STATED GOAL:
Identify each line holding the string "this" and copy it.

DATA RECORDS:
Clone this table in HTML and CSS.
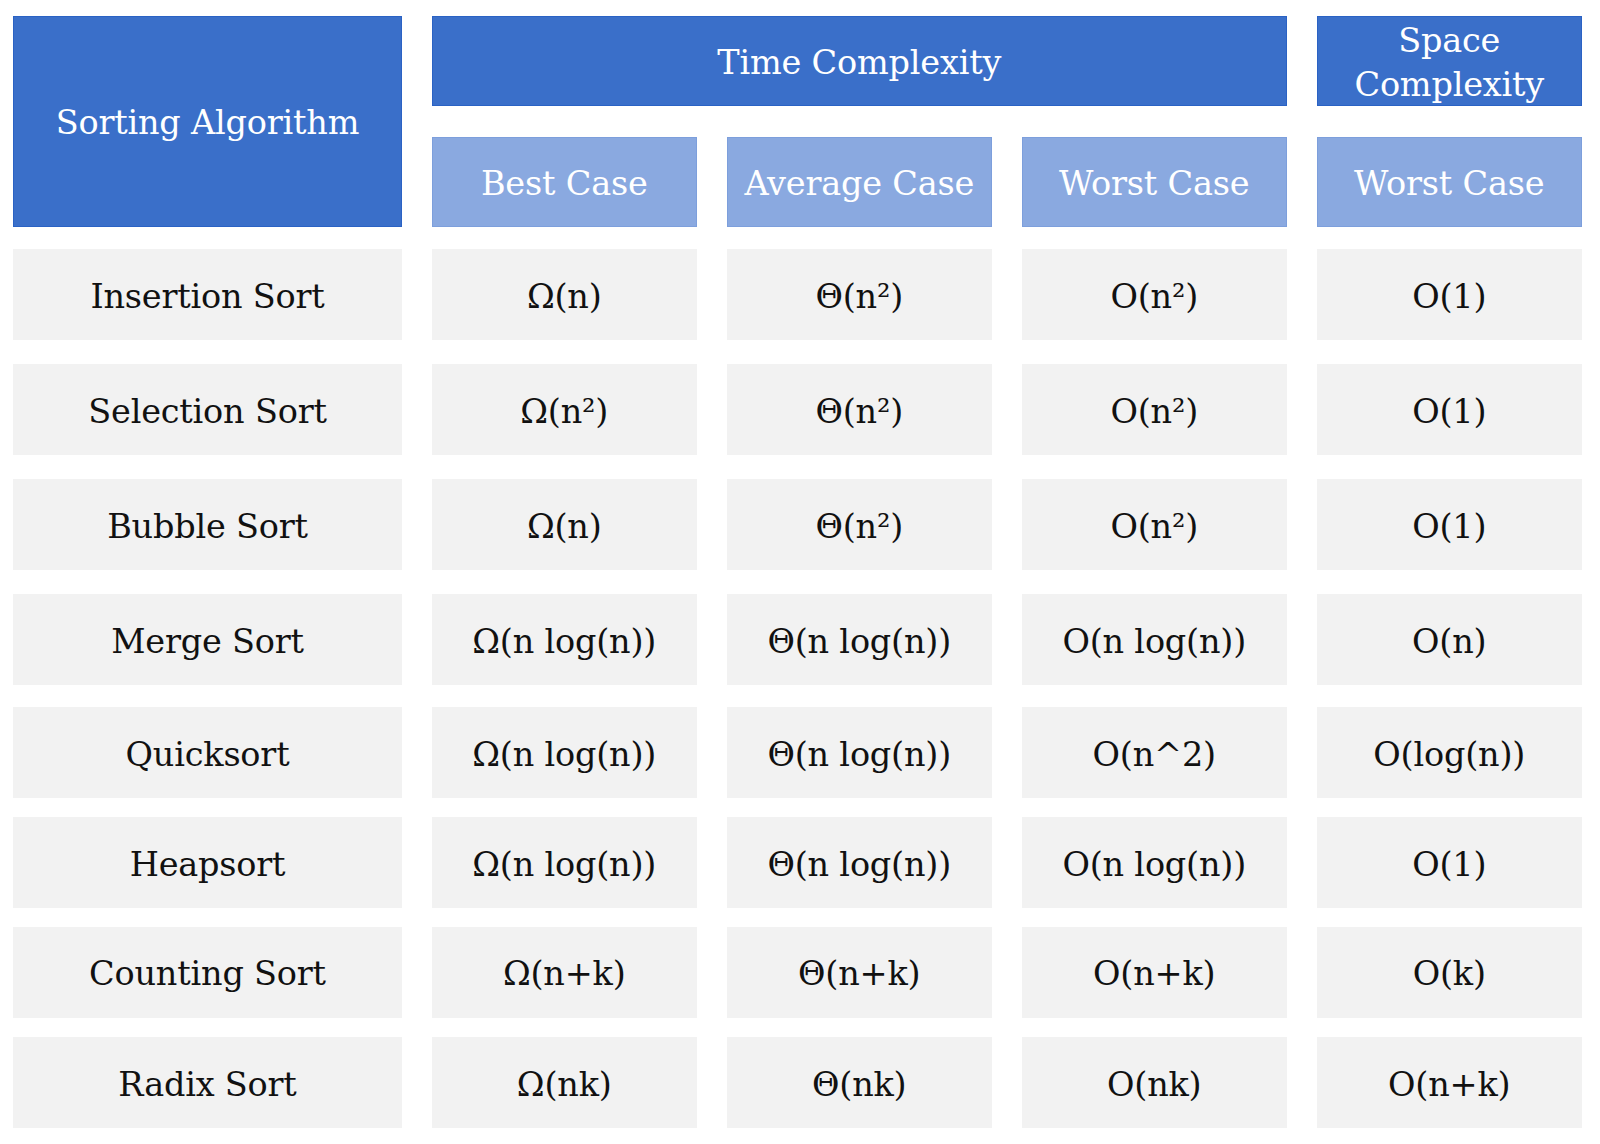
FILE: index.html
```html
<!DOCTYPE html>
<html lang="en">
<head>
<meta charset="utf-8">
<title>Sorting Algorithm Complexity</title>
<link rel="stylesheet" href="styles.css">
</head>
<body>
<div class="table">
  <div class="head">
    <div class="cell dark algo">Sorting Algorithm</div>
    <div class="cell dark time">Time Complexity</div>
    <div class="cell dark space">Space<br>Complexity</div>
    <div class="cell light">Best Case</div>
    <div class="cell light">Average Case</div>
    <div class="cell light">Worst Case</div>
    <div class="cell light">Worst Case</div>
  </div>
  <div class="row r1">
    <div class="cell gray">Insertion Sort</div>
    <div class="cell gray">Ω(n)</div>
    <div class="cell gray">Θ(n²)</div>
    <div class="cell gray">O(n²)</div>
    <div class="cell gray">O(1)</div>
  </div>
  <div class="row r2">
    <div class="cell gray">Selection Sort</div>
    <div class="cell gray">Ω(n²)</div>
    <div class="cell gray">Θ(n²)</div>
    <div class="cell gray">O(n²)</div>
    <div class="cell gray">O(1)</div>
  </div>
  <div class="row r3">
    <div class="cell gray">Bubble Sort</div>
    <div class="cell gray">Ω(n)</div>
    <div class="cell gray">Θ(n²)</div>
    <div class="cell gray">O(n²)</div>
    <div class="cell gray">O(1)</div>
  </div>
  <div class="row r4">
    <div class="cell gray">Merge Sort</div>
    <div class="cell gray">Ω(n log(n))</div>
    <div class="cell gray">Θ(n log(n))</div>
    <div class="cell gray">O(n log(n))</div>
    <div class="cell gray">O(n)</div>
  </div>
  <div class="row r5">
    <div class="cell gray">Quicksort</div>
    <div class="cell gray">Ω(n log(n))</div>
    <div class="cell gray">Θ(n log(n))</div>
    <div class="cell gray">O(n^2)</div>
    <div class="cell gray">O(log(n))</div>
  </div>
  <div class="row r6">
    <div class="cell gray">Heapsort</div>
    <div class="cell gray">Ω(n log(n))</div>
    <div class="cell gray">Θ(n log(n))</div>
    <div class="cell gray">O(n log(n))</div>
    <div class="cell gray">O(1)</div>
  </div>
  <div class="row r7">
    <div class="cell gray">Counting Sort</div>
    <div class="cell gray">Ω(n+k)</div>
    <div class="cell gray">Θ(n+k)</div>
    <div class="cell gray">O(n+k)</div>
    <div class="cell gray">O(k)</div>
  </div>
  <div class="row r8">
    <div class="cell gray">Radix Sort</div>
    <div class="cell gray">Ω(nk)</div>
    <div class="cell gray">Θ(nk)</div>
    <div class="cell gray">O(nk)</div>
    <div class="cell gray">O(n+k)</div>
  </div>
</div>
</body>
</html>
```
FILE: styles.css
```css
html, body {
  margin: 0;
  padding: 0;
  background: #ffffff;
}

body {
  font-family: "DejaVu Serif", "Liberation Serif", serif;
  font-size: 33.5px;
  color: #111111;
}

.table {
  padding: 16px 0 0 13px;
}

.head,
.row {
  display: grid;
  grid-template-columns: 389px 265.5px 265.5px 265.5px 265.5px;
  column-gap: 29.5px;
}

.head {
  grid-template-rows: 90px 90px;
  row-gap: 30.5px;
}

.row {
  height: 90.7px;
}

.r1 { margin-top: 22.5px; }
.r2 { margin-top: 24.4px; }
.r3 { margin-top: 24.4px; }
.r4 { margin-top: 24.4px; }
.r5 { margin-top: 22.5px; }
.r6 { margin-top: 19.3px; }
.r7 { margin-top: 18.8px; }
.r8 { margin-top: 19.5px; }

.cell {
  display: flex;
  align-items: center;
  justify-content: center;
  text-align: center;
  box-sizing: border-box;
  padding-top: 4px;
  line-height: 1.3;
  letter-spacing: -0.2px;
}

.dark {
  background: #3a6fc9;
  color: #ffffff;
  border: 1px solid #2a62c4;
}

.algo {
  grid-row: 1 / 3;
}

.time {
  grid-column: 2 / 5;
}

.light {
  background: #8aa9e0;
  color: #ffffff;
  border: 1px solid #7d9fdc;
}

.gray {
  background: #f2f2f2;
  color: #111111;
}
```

==

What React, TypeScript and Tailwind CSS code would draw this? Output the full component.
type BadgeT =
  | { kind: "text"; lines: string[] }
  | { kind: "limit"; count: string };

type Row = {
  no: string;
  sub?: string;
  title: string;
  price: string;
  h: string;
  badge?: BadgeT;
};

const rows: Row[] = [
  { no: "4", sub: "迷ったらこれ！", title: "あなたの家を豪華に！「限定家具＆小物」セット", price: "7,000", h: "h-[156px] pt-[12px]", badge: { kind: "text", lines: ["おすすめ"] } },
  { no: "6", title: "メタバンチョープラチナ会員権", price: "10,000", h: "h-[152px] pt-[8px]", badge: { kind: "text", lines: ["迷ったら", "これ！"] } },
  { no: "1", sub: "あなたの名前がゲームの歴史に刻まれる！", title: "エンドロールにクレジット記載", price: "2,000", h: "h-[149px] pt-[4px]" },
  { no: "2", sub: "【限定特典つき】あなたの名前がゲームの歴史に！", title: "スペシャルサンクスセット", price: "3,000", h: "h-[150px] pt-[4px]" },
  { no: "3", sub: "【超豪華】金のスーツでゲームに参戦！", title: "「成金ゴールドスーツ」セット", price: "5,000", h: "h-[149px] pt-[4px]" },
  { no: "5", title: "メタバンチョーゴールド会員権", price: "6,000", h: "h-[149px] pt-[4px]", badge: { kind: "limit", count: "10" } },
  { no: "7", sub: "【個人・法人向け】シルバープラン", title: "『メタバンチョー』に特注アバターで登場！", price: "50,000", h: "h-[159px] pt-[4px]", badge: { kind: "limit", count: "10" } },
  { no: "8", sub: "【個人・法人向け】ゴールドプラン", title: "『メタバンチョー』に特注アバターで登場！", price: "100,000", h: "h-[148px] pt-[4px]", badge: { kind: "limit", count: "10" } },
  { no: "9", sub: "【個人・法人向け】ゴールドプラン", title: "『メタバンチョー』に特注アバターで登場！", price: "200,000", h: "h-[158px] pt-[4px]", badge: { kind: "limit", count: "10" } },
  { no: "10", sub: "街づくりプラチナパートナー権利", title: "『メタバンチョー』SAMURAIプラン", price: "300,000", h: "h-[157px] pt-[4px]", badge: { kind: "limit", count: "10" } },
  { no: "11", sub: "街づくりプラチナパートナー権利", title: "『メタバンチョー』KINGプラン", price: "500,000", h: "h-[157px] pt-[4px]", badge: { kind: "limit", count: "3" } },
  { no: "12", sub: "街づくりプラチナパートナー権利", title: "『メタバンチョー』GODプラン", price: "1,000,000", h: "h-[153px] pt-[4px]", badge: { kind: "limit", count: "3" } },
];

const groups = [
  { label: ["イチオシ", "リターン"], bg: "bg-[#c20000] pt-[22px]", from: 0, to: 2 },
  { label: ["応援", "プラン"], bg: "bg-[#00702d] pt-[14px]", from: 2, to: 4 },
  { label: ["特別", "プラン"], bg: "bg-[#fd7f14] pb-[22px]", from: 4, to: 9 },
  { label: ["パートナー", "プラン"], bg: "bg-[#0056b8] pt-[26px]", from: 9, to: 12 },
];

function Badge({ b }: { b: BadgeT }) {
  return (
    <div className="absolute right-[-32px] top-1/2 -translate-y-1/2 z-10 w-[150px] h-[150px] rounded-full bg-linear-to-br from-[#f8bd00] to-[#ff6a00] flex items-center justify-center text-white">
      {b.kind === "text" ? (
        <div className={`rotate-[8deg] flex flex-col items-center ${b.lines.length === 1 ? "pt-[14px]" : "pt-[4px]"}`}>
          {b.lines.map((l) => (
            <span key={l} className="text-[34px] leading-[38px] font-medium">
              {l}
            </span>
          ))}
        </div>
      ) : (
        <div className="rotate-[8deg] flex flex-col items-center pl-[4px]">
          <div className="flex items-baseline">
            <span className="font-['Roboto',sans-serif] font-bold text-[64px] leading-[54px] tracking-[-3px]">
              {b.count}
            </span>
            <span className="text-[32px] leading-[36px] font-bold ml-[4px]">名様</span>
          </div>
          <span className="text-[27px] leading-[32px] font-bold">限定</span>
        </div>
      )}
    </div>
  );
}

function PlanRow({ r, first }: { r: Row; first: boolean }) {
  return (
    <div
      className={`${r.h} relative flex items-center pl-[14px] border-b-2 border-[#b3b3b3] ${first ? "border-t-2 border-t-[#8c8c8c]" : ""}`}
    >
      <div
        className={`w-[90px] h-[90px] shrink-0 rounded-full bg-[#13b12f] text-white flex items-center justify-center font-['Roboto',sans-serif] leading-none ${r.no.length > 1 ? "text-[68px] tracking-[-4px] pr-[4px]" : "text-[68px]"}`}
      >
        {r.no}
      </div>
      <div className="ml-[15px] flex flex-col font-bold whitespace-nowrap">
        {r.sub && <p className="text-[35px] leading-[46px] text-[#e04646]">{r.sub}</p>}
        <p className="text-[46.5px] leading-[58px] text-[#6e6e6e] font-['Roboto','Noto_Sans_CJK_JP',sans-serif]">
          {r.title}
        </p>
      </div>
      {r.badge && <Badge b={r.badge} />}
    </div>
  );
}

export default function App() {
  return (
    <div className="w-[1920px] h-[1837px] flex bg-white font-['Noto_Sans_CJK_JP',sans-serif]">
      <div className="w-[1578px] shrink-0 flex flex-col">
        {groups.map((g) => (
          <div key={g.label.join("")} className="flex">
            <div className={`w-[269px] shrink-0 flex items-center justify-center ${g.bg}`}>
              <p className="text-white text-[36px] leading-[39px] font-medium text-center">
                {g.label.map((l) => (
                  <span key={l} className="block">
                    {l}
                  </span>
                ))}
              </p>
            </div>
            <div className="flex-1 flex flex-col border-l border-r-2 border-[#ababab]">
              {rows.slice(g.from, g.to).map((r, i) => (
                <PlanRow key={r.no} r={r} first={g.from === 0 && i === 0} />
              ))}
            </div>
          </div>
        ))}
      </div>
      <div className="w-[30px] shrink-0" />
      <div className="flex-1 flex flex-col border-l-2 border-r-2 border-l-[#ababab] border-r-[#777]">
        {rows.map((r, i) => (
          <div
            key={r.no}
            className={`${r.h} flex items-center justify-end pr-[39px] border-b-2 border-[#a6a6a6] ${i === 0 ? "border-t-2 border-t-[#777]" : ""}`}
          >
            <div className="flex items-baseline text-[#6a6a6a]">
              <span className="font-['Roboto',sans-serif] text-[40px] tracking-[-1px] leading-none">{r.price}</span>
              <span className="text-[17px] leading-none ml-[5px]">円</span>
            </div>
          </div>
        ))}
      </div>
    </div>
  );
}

WRITTEN SOLUTION:
Clone this table in HTML and CSS.
What React, TypeScript and Tailwind CSS code would draw this? Output the full component.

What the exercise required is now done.